Wie kann ich meine Gefühle ändern?
Durch meine Gedanken.
Klingt so einfach. Vielleicht ist es das tatsächlich?

Der entscheidende Vorteil der Gedanken ist doch folgender:
Es sind meine.
Also behalte ich, wen ich möchte.
Liebe ich, wen immer ich will.
Trage ich in meinem Herzen alle, die mir wichtig sind.
Ganz egal, wo sie sich gerade aufhalten.
Ich kann Zwiesprache halten, an sie denken – oder sie in Frieden lassen, ganz wie es mir beliebt. Jeden Tag. Welch eine Freiheit!
Nein, es muss keine Abschiede geben.
Das ist allein meine Entscheidung.

Ich erzählte am folgenden Tag unseren spanischen Freunden von meinem Ausflug zum Friedhof. „Hast du meinen Papa gesehen?“ kam die neugierige Frage. „Nein, ich habe ihn nicht getroffen“, steige ich auf den kleinen Scherz ein und wir müssen lachen. Der Papa ist schon vor vielen Jahren verstorben. „Wir hatten damals eine Schwierigkeit“, erzählt Juan weiter: „Der Papa wollte gerne ein Grab mit Blick aufs Meer. Die Plätze waren aber schon alle vergeben, doch am Ende haben wir noch einen Platz ergattert. Nun liegt er da oben auf dem Berg mit Blick aufs Meer. So ist er zufrieden.“

Ich liebe diese Geschichte. Ist das nicht ein wunderbarer Abschluss für ein erfülltes Leben? Ist es nicht auch für uns alle erleichternd, wenn wir unsere Lieben in guten Händen wissen? Sollten wir uns nicht für sie freuen, und darauf vertrauen, dass es ihnen gut geht, auch wenn sie nicht mehr an unserer Seite sind? Ist es nicht egoistisch von uns, sie weiterhin an uns ketten zu wollen, indem wir in unserer Trauer verharren?  

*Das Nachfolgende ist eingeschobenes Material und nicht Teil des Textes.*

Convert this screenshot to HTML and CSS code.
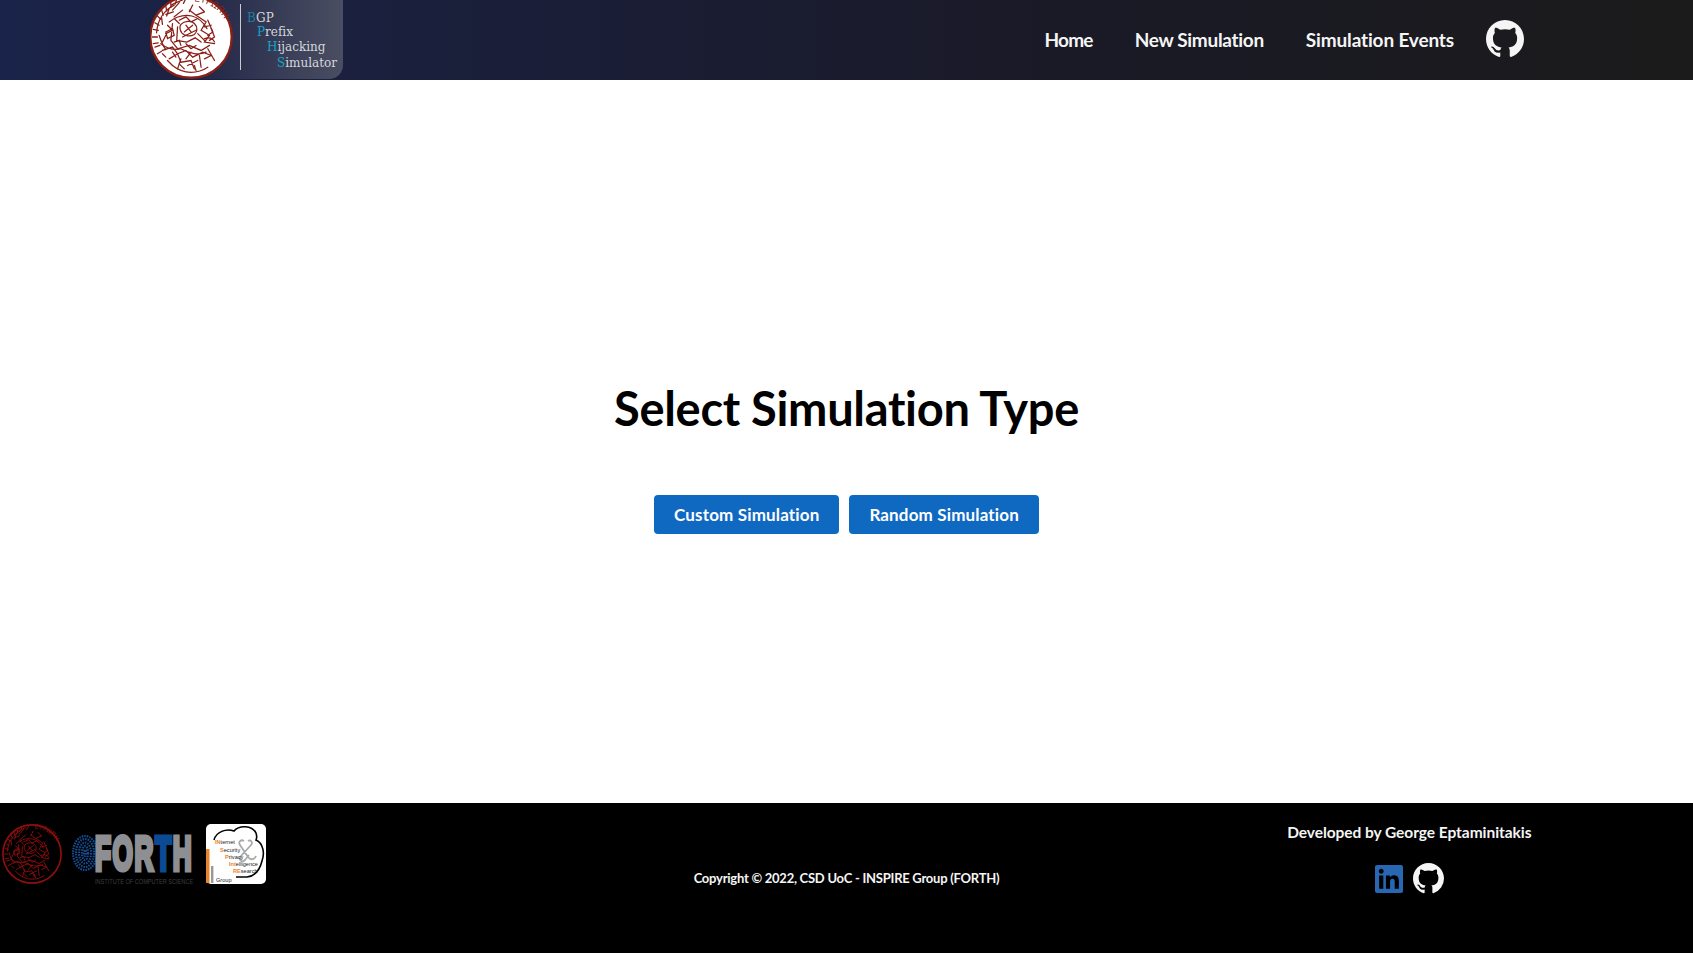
FILE: index.html
```html
<!DOCTYPE html>
<html lang="en">
<head>
<meta charset="utf-8">
<title>BGP Prefix Hijacking Simulator</title>
<link rel="stylesheet" href="styles.css">
</head>
<body>
<svg class="sprites" width="0" height="0" aria-hidden="true">
  <defs>
    <symbol id="gh" viewBox="0 0 16 16">
      <path fill-rule="evenodd" d="M8 0C3.58 0 0 3.58 0 8c0 3.54 2.29 6.53 5.47 7.59.4.07.55-.17.55-.38 0-.19-.01-.82-.01-1.49-2.01.37-2.53-.49-2.69-.94-.09-.23-.48-.94-.82-1.13-.28-.15-.68-.52-.01-.53.63-.01 1.08.58 1.23.82.72 1.21 1.87.87 2.33.66.07-.52.28-.87.51-1.07-1.78-.2-3.64-.89-3.64-3.95 0-.87.31-1.59.82-2.15-.08-.2-.36-1.02.08-2.12 0 0 .67-.21 2.2.82.64-.18 1.32-.27 2-.27.68 0 1.36.09 2 .27 1.53-1.04 2.2-.82 2.2-.82.44 1.1.16 1.92.08 2.12.51.56.82 1.27.82 2.15 0 3.07-1.87 3.75-3.65 3.95.29.25.54.73.54 1.48 0 1.07-.01 1.93-.01 2.2 0 .21.15.46.55.38A8.013 8.013 0 0016 8c0-4.42-3.58-8-8-8z"/>
    </symbol>
    <symbol id="seal" viewBox="0 0 100 100">
      <circle cx="50" cy="50" r="48.5" class="seal-bg" stroke-width="2.8"/>
      <g fill="none" stroke-width="1.5" stroke-linecap="round">
        <path d="M40 6c-5 2-9 3-13 6M33 5l-2 6M26 9l0 6M20 13l1 6M15 18l2 6M10 25l4 4M7 33l5 3M5 41l6 1M4 50l6 0M5 58l6-1M44 4l-3 6M7 62l6-2M10 70l5-3"/>
        <path d="M30 12C18 18 10 30 9 45M36 9l-8 9M24 16l-3 9M15 27l1 8M29 20l-9 3M12 48c2 6 4 12 8 17"/>
        <path d="M24 32c8-6 18-9 27-7 8 2 14 8 18 15M28 34l-2 20 8 10 14-4 14 6 10-6M34 38l-1 16 12 2 10-5 7 5M22 36l6 6-8 4M30 28l6 6"/>
        <path d="M38 35c4-4 12-5 16-1 4 4 4 10 0 13-5 3-12 2-15-2-2-3-3-7-1-10zM44 36l6 8M52 36l-10 8M40 50l16-8M36 30l8-4 6 6 8-4"/>
        <path d="M56 24l12 8-6 10 10 6-6 8 12 2M70 30l6 14-6 4M48 18l8 6 10-4M30 26l10-8M60 14l6 6M52 12l-4 8M66 38l8-2M58 46l8 8"/>
        <path d="M14 58c8 6 16 8 24 6 10 6 22 8 30 4M16 66l12-4 6 8 10-4 8 8 12-6 10 4M24 76l10-6 4 10 12-2 4 10M60 72l2 14M70 64l8 14M38 76l-4 12M46 84l12-6M28 68l4 6M50 68l-6 8M66 76l8-4"/>
        <path d="M20 44l8-4 2 8-8 4zM20 48l-4 8M66 52c6-2 10 0 12 4M74 40l4 10-6 4M30 56l6-2 2 6M44 58l6 6 6-4"/>
        <path d="M28 84c6 5 14 8 22 8 8 0 14-2 20-6M22 78l6 6M16 70l4 4M36 82l6 6M54 84l2 6"/>
      </g>
      <path id="seal-arc" d="M52 8A42 42 0 0 1 88 74" fill="none" stroke="none"/>
      <text class="seal-text" font-size="10.5"><textPath href="#seal-arc" startOffset="2">ΕΥΡΩΠΗ</textPath></text>
    </symbol>
  </defs>
</svg>

<header class="navbar">
  <a class="brand" href="#">
    <svg class="brand-logo" width="193" height="79" viewBox="0 0 193 79">
      <defs>
        <linearGradient id="brand-bg" x1="0" x2="1" y1="0" y2="0">
          <stop offset="0" stop-color="#1b2244" stop-opacity="0"/>
          <stop offset=".35" stop-color="#262b4a"/>
          <stop offset="1" stop-color="#4a4e62"/>
        </linearGradient>
      </defs>
      <path d="M0 0H193V65A14 14 0 0 1 179 79H0Z" fill="url(#brand-bg)"/>
      <use href="#seal" class="seal-light" x="-1" y="-5" width="84" height="84"/>
      <rect x="90" y="4" width="1" height="66" fill="#c9cbd2"/>
      <g class="brand-text">
        <text x="97" y="22"><tspan class="brand-cap-a">B</tspan>GP</text>
        <text x="107" y="36"><tspan class="brand-cap">P</tspan>refix</text>
        <text x="117" y="51"><tspan class="brand-cap">H</tspan>ijacking</text>
        <text x="127" y="67"><tspan class="brand-cap">S</tspan>imulator</text>
      </g>
    </svg>
  </a>
  <nav class="nav-links">
    <a class="nav-home" href="#">Home</a>
    <a href="#">New Simulation</a>
    <a class="nav-events" href="#">Simulation Events</a>
    <a class="nav-icon" href="#" aria-label="GitHub"><svg width="38" height="38"><use href="#gh"/></svg></a>
  </nav>
</header>

<main class="content">
  <h1>Select Simulation Type</h1>
  <div class="actions">
    <button class="btn" type="button">Custom Simulation</button>
    <button class="btn" type="button">Random Simulation</button>
  </div>
</main>

<footer class="footer">
  <div class="footer-logos">
    <svg class="logo-seal" width="60" height="60"><use href="#seal" class="seal-dark"/></svg>
    <svg class="logo-forth" width="124" height="76" viewBox="0 0 124 76">
      <g class="print" fill="none" stroke-width="2.2" stroke-dasharray="1.6 1">
        <ellipse cx="14" cy="30" rx="12" ry="17"/>
        <ellipse cx="14" cy="30" rx="9" ry="14"/>
        <ellipse cx="14" cy="30" rx="6" ry="10.5"/>
        <ellipse cx="14" cy="30" rx="3" ry="7"/>
        <ellipse cx="14" cy="30" rx="1" ry="3"/>
      </g>
      <text class="forth-word" transform="translate(24 46.5) scale(.535 1)">FOR<tspan class="forth-t">T</tspan>H</text>
      <text class="forth-sub" transform="translate(24 61) scale(.8 1)">INSTITUTE OF COMPUTER SCIENCE</text>
    </svg>
    <svg class="logo-group" width="60" height="60" viewBox="0 0 60 60">
      <rect width="60" height="60" rx="5" fill="#fff"/>
      <path d="M8 16C10 8 20 4 28 7c5-6 18-6 22 2 1 3 1 5 0 7 7 3 9 13 6 21-2 8-6 15-15 16H30" fill="none" stroke="#000" stroke-width="1.6"/>
      <rect x="0" y="25" width="3.5" height="34" fill="#e8852c"/>
      <rect x="5" y="42" width="2.4" height="17" fill="#999"/>
      <path d="M38 17c-3-2-6 1-4 4l8 12c3 4 7 2 8-1M42 17c3-2 5 2 3 4l-10 11c-3 4 1 7 4 4l4-5" fill="none" stroke="#aaa" stroke-width="1.8"/>
      <g class="group-text">
        <text x="9" y="20"><tspan class="group-cap">IN</tspan>ternet</text>
        <text x="14" y="28"><tspan class="group-cap">S</tspan>ecurity</text>
        <text x="19" y="35"><tspan class="group-cap">P</tspan>rivacy</text>
        <text x="23" y="42"><tspan class="group-cap">Int</tspan>elligence</text>
        <text x="27" y="49"><tspan class="group-cap">RE</tspan>search</text>
        <text x="10" y="58">Group</text>
      </g>
    </svg>
  </div>
  <p class="copyright">Copyright © 2022, CSD UoC - INSPIRE Group (FORTH)</p>
  <div class="credits">
    <p>Developed by George Eptaminitakis</p>
    <div class="credit-icons">
      <a href="#" aria-label="LinkedIn"><svg class="icon-in" width="28" height="28" viewBox="0 0 24 24"><path d="M20.447 20.452h-3.554v-5.569c0-1.328-.027-3.037-1.852-3.037-1.853 0-2.136 1.445-2.136 2.939v5.667H9.351V9h3.414v1.561h.046c.477-.9 1.637-1.85 3.37-1.85 3.601 0 4.267 2.37 4.267 5.455v6.286zM5.337 7.433c-1.144 0-2.063-.926-2.063-2.065 0-1.138.92-2.063 2.063-2.063 1.14 0 2.064.925 2.064 2.063 0 1.139-.925 2.065-2.064 2.065zm1.782 13.019H3.555V9h3.564v11.452zM22.225 0H1.771C.792 0 0 .774 0 1.729v20.542C0 23.227.792 24 1.771 24h20.451C23.2 24 24 23.227 24 22.271V1.729C24 .774 23.2 0 22.222 0h.003z"/></svg></a>
      <a href="#" aria-label="GitHub"><svg class="icon-gh" width="31" height="31"><use href="#gh"/></svg></a>
    </div>
  </div>
</footer>
</body>
</html>
```

FILE: styles.css
```css
* { box-sizing: border-box; }

html, body { height: 100%; }

body {
  margin: 0;
  min-height: 953px;
  display: flex;
  flex-direction: column;
  font-family: Lato, "Noto Sans", sans-serif;
  font-weight: 700;
  font-variant-ligatures: none;
  background: #fff;
  color: #000;
}

a { color: inherit; text-decoration: none; }
p { margin: 0; }

.sprites { position: absolute; }

/* navbar */
.navbar {
  flex: none;
  height: 80px;
  padding-left: 150px;
  padding-right: 169px;
  display: flex;
  align-items: flex-start;
  justify-content: space-between;
  background: linear-gradient(90deg, #1a2349 0%, #1a1a28 60%, #1b1b1b 100%);
  color: #f5f5f5;
}

.brand { display: block; height: 79px; }
.brand-logo { display: block; }

.brand-text text {
  font-family: "DejaVu Serif", serif;
  font-size: 12px;
  font-weight: 400;
  fill: #d5d7dc;
}
.brand-cap { fill: #12a3c6; }
.brand-cap-a { fill: #1c7f9f; }

.seal-light { color: #8a1f17; stroke: #8a1f17; --seal-fill: #fff; }
.seal-dark { color: #8f0f0f; stroke: #8f0f0f; --seal-fill: #000; }
.seal-bg { fill: var(--seal-fill); }
.seal-text {
  font-family: "DejaVu Sans", sans-serif;
  font-weight: 400;
  fill: currentColor;
  stroke: none;
}

.nav-links {
  height: 78px;
  display: flex;
  align-items: center;
  gap: 42px;
  font-size: 19px;
  letter-spacing: -.3px;
}
.nav-home { letter-spacing: -.8px; }
.nav-events { letter-spacing: -.15px; }

.nav-icon {
  display: flex;
  margin-left: -10px;
  fill: #f5f5f5;
}

/* main */
.content {
  flex: 1;
  display: flex;
  flex-direction: column;
  align-items: center;
  justify-content: center;
}

h1 {
  margin: 30px 0 58px;
  font-size: 47px;
  line-height: 58px;
  font-weight: 700;
  letter-spacing: -.3px;
}

.actions {
  display: flex;
  gap: 10px;
}

.btn {
  height: 39px;
  padding: 0 20px;
  border: 0;
  border-radius: 4px;
  background: #1069c1;
  color: #fff;
  font: inherit;
  font-size: 17px;
  letter-spacing: .15px;
}

/* footer */
.footer {
  flex: none;
  height: 150px;
  display: grid;
  grid-template-columns: 1fr 1fr 1fr;
  background: #000;
  color: #f5f5f5;
}

.footer-logos {
  padding: 21px 0 0 2px;
  display: flex;
  align-items: flex-start;
  gap: 8px;
}
.logo-forth { margin-top: -1px; margin-left: 1px; }
.logo-group { margin-left: 3px; }

.print { stroke: #154c92; }
.forth-word {
  font-family: "Liberation Sans", sans-serif;
  font-size: 49px;
  font-weight: 700;
  letter-spacing: 3px;
  fill: #8d8f92;
  stroke: #8d8f92;
  stroke-width: 5px;
}
.forth-t { fill: #0d4a94; stroke: #0d4a94; }
.forth-sub {
  font-family: "Liberation Sans", sans-serif;
  font-size: 7px;
  font-weight: 400;
  fill: #3f3f3f;
}
.group-text text {
  font-family: "Liberation Sans", sans-serif;
  font-size: 5.6px;
  font-weight: 400;
  fill: #222;
}
.group-cap { fill: #e8852c; font-weight: 700; }

.copyright {
  padding-top: 66px;
  text-align: center;
  font-size: 13px;
  line-height: 18px;
  letter-spacing: -.25px;
}

.credits {
  padding: 18px 3px 0 0;
  display: flex;
  flex-direction: column;
  align-items: center;
  font-size: 15.5px;
  line-height: 22px;
  letter-spacing: -.05px;
}

.credit-icons {
  margin-top: 20px;
  display: flex;
  align-items: center;
  gap: 10px;
}
.credit-icons a { display: flex; }
.icon-in { fill: #2867b2; }
.icon-gh { fill: #f5f5f5; }
```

„Der November ist der Totenmonat“
Ja, doch es sollte kein Monat der Trauer sein, im Gegenteil.
Lasst uns das liebevolle Gedenken, die Dankbarkeit für schöne und erfüllte Zeiten, die gemeinsamen Stunden und die Zuversicht in den Vordergrund stellen, und dass wir alle getragen werden, im Leben wie auch im Tod.
Daran glaube ich und habe keinen Grund zum Zweifeln.

Und vielleicht habe ich auch einmal einen Platz mit Blick auf das Meer. 
Dann wünsche ich mir, dass ihr euch für mich freut, von Herzen.